One thing I have found is that building less higher page rank back links makes a way bigger impact than having ton and tons of low page rank back links.
For my main site I hit pr5 within one year just leaving 2-5 comments per day on high page rank blogs.
I always make my name my keyword when leaving comments and always use a subpage as my website in the blog comment forms.
@eshelt - Yes that's the only reason pr still has some importance. Well that and if you want to flip a site or sell advertisements. For those that don't know, Page Rank is the algorithm originally created by and named after Larry Page. It was the foundation used to create the Google SE. But the SE algorithm is constantly being worked on in an effort to make it serve up better results. The PR of your page is no longer used to determine it's position in the SERP at all.
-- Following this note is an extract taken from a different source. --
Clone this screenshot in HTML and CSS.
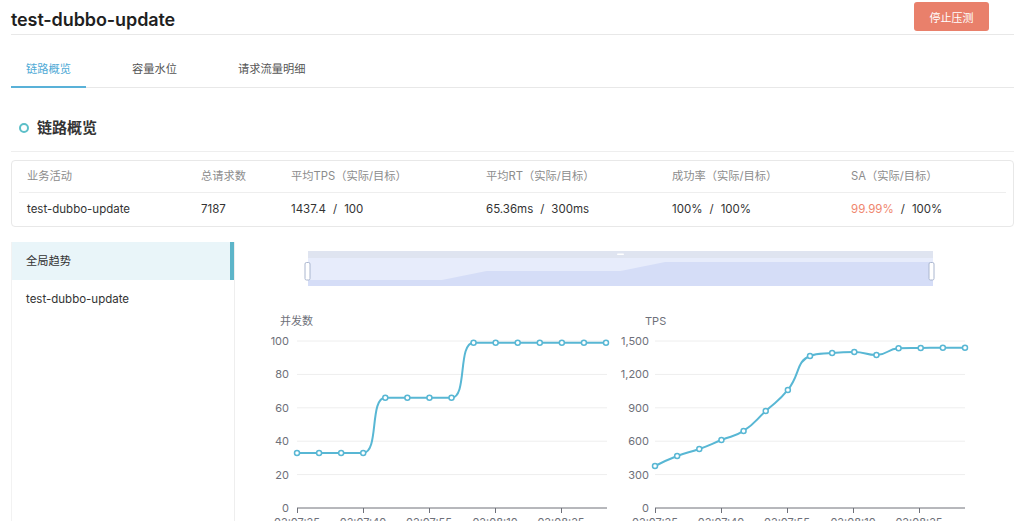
FILE: index.html
```html
<!DOCTYPE html>
<html lang="zh-CN">
<head>
<meta charset="utf-8">
<title>test-dubbo-update</title>
<link rel="stylesheet" href="styles.css">
</head>
<body>
<div class="page">
  <header class="header">
    <h1 class="title">test-dubbo-update</h1>
    <button class="btn-stop" type="button">停止压测</button>
  </header>

  <nav class="tabs">
    <div class="tab active">链路概览</div>
    <div class="tab">容量水位</div>
    <div class="tab">请求流量明细</div>
  </nav>

  <div class="section-head">
    <span class="dot"></span>
    <h2 class="section-title">链路概览</h2>
  </div>

  <div class="summary">
    <div class="row row-head">
      <div class="cell">业务活动</div>
      <div class="cell">总请求数</div>
      <div class="cell">平均TPS（实际/目标）</div>
      <div class="cell">平均RT（实际/目标）</div>
      <div class="cell">成功率（实际/目标）</div>
      <div class="cell">SA（实际/目标）</div>
    </div>
    <div class="row row-body">
      <div class="cell">test-dubbo-update</div>
      <div class="cell">7187</div>
      <div class="cell">1437.4<span class="sep">/</span>100</div>
      <div class="cell">65.36ms<span class="sep">/</span>300ms</div>
      <div class="cell">100%<span class="sep">/</span>100%</div>
      <div class="cell"><span class="warn">99.99%</span><span class="sep">/</span>100%</div>
    </div>
  </div>

  <div class="lower">
    <aside class="side">
      <div class="side-item active">全局趋势</div>
      <div class="side-item">test-dubbo-update</div>
    </aside>

    <main class="main">
      <svg class="datazoom" width="640" height="38" viewBox="0 0 640 38">
        <rect x="8" y="1" width="625" height="7" fill="#dfe4f0"/>
        <rect x="317" y="3.5" width="7" height="1.5" rx="0.75" fill="#ffffff"/>
        <rect x="8" y="8" width="625" height="28" fill="#e7ecfb"/>
        <path id="zoomArea" fill="#d5ddf7" d=""/>
        <rect x="5" y="12.5" width="5" height="17.5" rx="1.5" fill="#ffffff" stroke="#aab6cf" stroke-width="1"/>
        <rect x="629" y="12.5" width="5" height="17.5" rx="1.5" fill="#ffffff" stroke="#aab6cf" stroke-width="1"/>
      </svg>

      <div class="charts">
        <svg class="chart" width="375" height="230" viewBox="0 0 375 230">
          <text class="ch-title" x="35" y="25">并发数</text>
          <g class="grid">
            <line x1="52" y1="41" x2="362" y2="41"/>
            <line x1="52" y1="74.4" x2="362" y2="74.4"/>
            <line x1="52" y1="107.8" x2="362" y2="107.8"/>
            <line x1="52" y1="141.2" x2="362" y2="141.2"/>
            <line x1="52" y1="174.6" x2="362" y2="174.6"/>
          </g>
          <g class="ylab">
            <text x="44" y="45">100</text>
            <text x="44" y="78.4">80</text>
            <text x="44" y="111.8">60</text>
            <text x="44" y="145.2">40</text>
            <text x="44" y="178.6">20</text>
            <text x="44" y="212">0</text>
          </g>
          <g class="axis">
            <line x1="52" y1="208" x2="362" y2="208"/>
            <line x1="52.5" y1="208" x2="52.5" y2="213"/>
            <line x1="118.5" y1="208" x2="118.5" y2="213"/>
            <line x1="184.5" y1="208" x2="184.5" y2="213"/>
            <line x1="250.5" y1="208" x2="250.5" y2="213"/>
            <line x1="316.5" y1="208" x2="316.5" y2="213"/>
          </g>
          <g class="xlab">
            <text x="52" y="226">02:07:25</text>
            <text x="118" y="226">02:07:40</text>
            <text x="184" y="226">02:07:55</text>
            <text x="250" y="226">02:08:10</text>
            <text x="316" y="226">02:08:25</text>
          </g>
          <path id="line1" class="line" d=""/>
          <g id="pts1" class="pts"></g>
        </svg>

        <svg class="chart" width="393" height="230" viewBox="0 0 393 230">
          <text class="ch-title" x="25" y="25">TPS</text>
          <g class="grid">
            <line x1="35" y1="41" x2="345" y2="41"/>
            <line x1="35" y1="74.4" x2="345" y2="74.4"/>
            <line x1="35" y1="107.8" x2="345" y2="107.8"/>
            <line x1="35" y1="141.2" x2="345" y2="141.2"/>
            <line x1="35" y1="174.6" x2="345" y2="174.6"/>
          </g>
          <g class="ylab">
            <text x="29" y="45">1,500</text>
            <text x="29" y="78.4">1,200</text>
            <text x="29" y="111.8">900</text>
            <text x="29" y="145.2">600</text>
            <text x="29" y="178.6">300</text>
            <text x="29" y="212">0</text>
          </g>
          <g class="axis">
            <line x1="35" y1="208" x2="345" y2="208"/>
            <line x1="35.5" y1="208" x2="35.5" y2="213"/>
            <line x1="101.5" y1="208" x2="101.5" y2="213"/>
            <line x1="167.5" y1="208" x2="167.5" y2="213"/>
            <line x1="233.5" y1="208" x2="233.5" y2="213"/>
            <line x1="299.5" y1="208" x2="299.5" y2="213"/>
          </g>
          <g class="xlab">
            <text x="35" y="226">02:07:25</text>
            <text x="101" y="226">02:07:40</text>
            <text x="167" y="226">02:07:55</text>
            <text x="233" y="226">02:08:10</text>
            <text x="299" y="226">02:08:25</text>
          </g>
          <path id="line2" class="line" d=""/>
          <g id="pts2" class="pts"></g>
        </svg>
      </div>
    </main>
  </div>
</div>
<script src="script.js"></script>
</body>
</html>
```

FILE: styles.css
```css
html, body {
  margin: 0;
  height: 100%;
  overflow: hidden;
  background: #ffffff;
}

body {
  font-family: "Inter", "Noto Sans CJK SC", sans-serif;
  font-size: 11.5px;
  color: #333333;
}

.page {
  padding: 0 10px 0 11px;
}

/* header */
.header {
  height: 34px;
  border-bottom: 1px solid #e8e8e8;
  display: flex;
  align-items: center;
  justify-content: space-between;
}

.title {
  margin: 0;
  padding-top: 4px;
  font-size: 18px;
  font-weight: 600;
  color: #1f1f1f;
  letter-spacing: -0.1px;
}

.btn-stop {
  align-self: flex-start;
  margin: 2px 25px 0 0;
  width: 75px;
  height: 29px;
  border: 0;
  border-radius: 3px;
  background: #e9806b;
  color: #ffffff;
  font-family: inherit;
  font-size: 11px;
  padding: 0;
}

/* tabs */
.tabs {
  display: flex;
  height: 52px;
  border-bottom: 1px solid #e8e8e8;
}

.tab {
  position: relative;
  padding: 25px 15px 0;
  margin-right: 31px;
  line-height: 18px;
  font-size: 11.25px;
  color: #555555;
}

.tab.active {
  color: #4faad6;
}

.tab.active::after {
  content: "";
  position: absolute;
  left: 0;
  right: 0;
  bottom: -1px;
  height: 2px;
  background: #59b1d8;
}

/* section head */
.section-head {
  height: 63px;
  border-bottom: 1px solid #eeeeee;
  display: flex;
  align-items: flex-start;
}

.dot {
  box-sizing: border-box;
  width: 10px;
  height: 10px;
  margin: 35px 8px 0 8px;
  border: 2px solid #5cbfc8;
  border-radius: 50%;
}

.section-title {
  margin: 31px 0 0;
  font-size: 15px;
  line-height: 18px;
  font-weight: 700;
  color: #333333;
}

/* summary table */
.summary {
  margin-top: 8px;
  border: 1px solid #e8e8e8;
  border-radius: 4px;
  padding: 0 7px;
}

.row {
  display: grid;
  grid-template-columns: 174px 90px 195px 186px 179px 1fr;
}

.cell {
  padding-left: 8px;
  white-space: nowrap;
}

.row-head {
  height: 31px;
  line-height: 31px;
  color: #8c8c8c;
  font-size: 11.25px;
  border-bottom: 1px solid #eeeeee;
}

.row-body {
  height: 33px;
  line-height: 33px;
  color: #333333;
}

.sep {
  margin: 0 7px;
}

.warn {
  color: #ef866e;
}

/* lower area */
.lower {
  display: flex;
  margin-top: 15px;
}

.side {
  flex: none;
  width: 222px;
  height: 300px;
  border-left: 1px solid #f2f2f2;
  border-right: 1px solid #eeeeee;
}

.side-item {
  height: 38px;
  line-height: 38px;
  padding-left: 14px;
  color: #333333;
}

.side-item.active {
  background: #e9f5f9;
  border-right: 4px solid #5db5c9;
  font-size: 11.25px;
}

.main {
  flex: 1;
  min-width: 0;
}

.datazoom {
  display: block;
  margin: 8px 0 0 65px;
}

.charts {
  display: flex;
  margin-top: 12px;
  padding-left: 10px;
}

.chart {
  display: block;
  flex: none;
}

.chart text {
  font-family: "Inter", "Noto Sans CJK SC", sans-serif;
  font-size: 11px;
  fill: #6e7079;
}

.ch-title {
  font-size: 11px;
}

.ylab text {
  text-anchor: end;
}

.xlab text {
  text-anchor: middle;
}

.grid line {
  stroke: #eeeeee;
  stroke-width: 1;
}

.axis line {
  stroke: #6e7079;
  stroke-width: 1;
}

.line {
  fill: none;
  stroke: #58b7d4;
  stroke-width: 2;
}

.pts circle {
  fill: #ffffff;
  stroke: #58b7d4;
  stroke-width: 1.5;
}
```

FILE: script.js
```js
(function () {
  var NS = 'http://www.w3.org/2000/svg';

  function clamp(v, a, b) {
    var lo = Math.min(a, b), hi = Math.max(a, b);
    return Math.min(Math.max(v, lo), hi);
  }

  function smoothPath(pts, smooth) {
    var d = 'M' + pts[0][0] + ',' + pts[0][1];
    var cpx0 = pts[0][0], cpy0 = pts[0][1];
    for (var i = 1; i < pts.length; i++) {
      var x = pts[i][0], y = pts[i][1];
      var cpx1, cpy1, nx = x, ny = y;
      if (i < pts.length - 1) {
        var px = pts[i - 1][0], py = pts[i - 1][1];
        var qx = pts[i + 1][0], qy = pts[i + 1][1];
        var vx = qx - px, vy = qy - py;
        var lp = Math.hypot(x - px, y - py), ln = Math.hypot(qx - x, qy - y);
        var r = ln / (ln + lp);
        nx = clamp(x + vx * smooth * r, x, qx);
        ny = clamp(y + vy * smooth * r, y, qy);
        vx = nx - x; vy = ny - y;
        cpx1 = clamp(x - vx * lp / ln, px, x);
        cpy1 = clamp(y - vy * lp / ln, py, y);
        vx = x - cpx1; vy = y - cpy1;
        nx = x + vx * ln / lp;
        ny = y + vy * ln / lp;
      } else {
        cpx1 = x; cpy1 = y;
      }
      d += ' C' + cpx0.toFixed(2) + ',' + cpy0.toFixed(2) + ' ' + cpx1.toFixed(2) + ',' + cpy1.toFixed(2) + ' ' + x.toFixed(2) + ',' + y.toFixed(2);
      cpx0 = nx; cpy0 = ny;
    }
    return d;
  }

  function build(lineId, ptsId, data, x0, x1, yBottom, yTop, vMax) {
    var step = (x1 - x0) / (data.length - 1);
    var pts = data.map(function (v, i) {
      return [x0 + i * step, yBottom - (v / vMax) * (yBottom - yTop)];
    });
    document.getElementById(lineId).setAttribute('d', smoothPath(pts, 0.5));
    var g = document.getElementById(ptsId);
    pts.forEach(function (p) {
      var c = document.createElementNS(NS, 'circle');
      c.setAttribute('cx', p[0]);
      c.setAttribute('cy', p[1]);
      c.setAttribute('r', 2.5);
      g.appendChild(c);
    });
  }

  var concurrency = [33, 33, 33, 33, 66, 66, 66, 66, 99, 99, 99, 99, 99, 99, 99];
  var tps = [377, 467, 530, 611, 692, 871, 1060, 1365, 1392, 1401, 1374, 1434, 1437, 1440, 1440];

  build('line1', 'pts1', concurrency, 52, 361, 208, 41, 100);
  build('line2', 'pts2', tps, 35, 345, 208, 41, 1500);

  var zx0 = 8, zx1 = 633, zStep = (zx1 - zx0) / (concurrency.length - 1);
  var d = 'M' + zx0 + ',36';
  concurrency.forEach(function (v, i) {
    d += ' L' + (zx0 + i * zStep).toFixed(2) + ',' + (39 - v * 9 / 33).toFixed(2);
  });
  d += ' L' + zx1 + ',36 Z';
  document.getElementById('zoomArea').setAttribute('d', d);
})();
```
The way your using it is correct, the purpose of PR as it effects the SERP is only about the quality of a page for an outbound link. In other words the PR of your page has nothing to do with your position in the SERP, but the PR of the pages you get your backlinks from is VERY important to the SERP position of your page.
Backlinks from a few high PR pages, will do your site much more good than hundreds of backlinks from low PR pages. One important thing to remember about this idea, is that PR is always out of date. PR is always being updated, but it's only published every 3 or 4 months. So you don't really know the true PR of any page you find. You could get a backlink from a page that shows a high PR, but in reality it is now a low PR link. Or the same in reverse, you could have a link from a low PR site, and it actually is a higher PR site. As you get the backlinks from high PR sites, it does increase the PR of your site, but it's the backlinks that are affecting your SERP.
Well, this thread seems to be getting some good responses. I'm glad I was able to offer something that can help.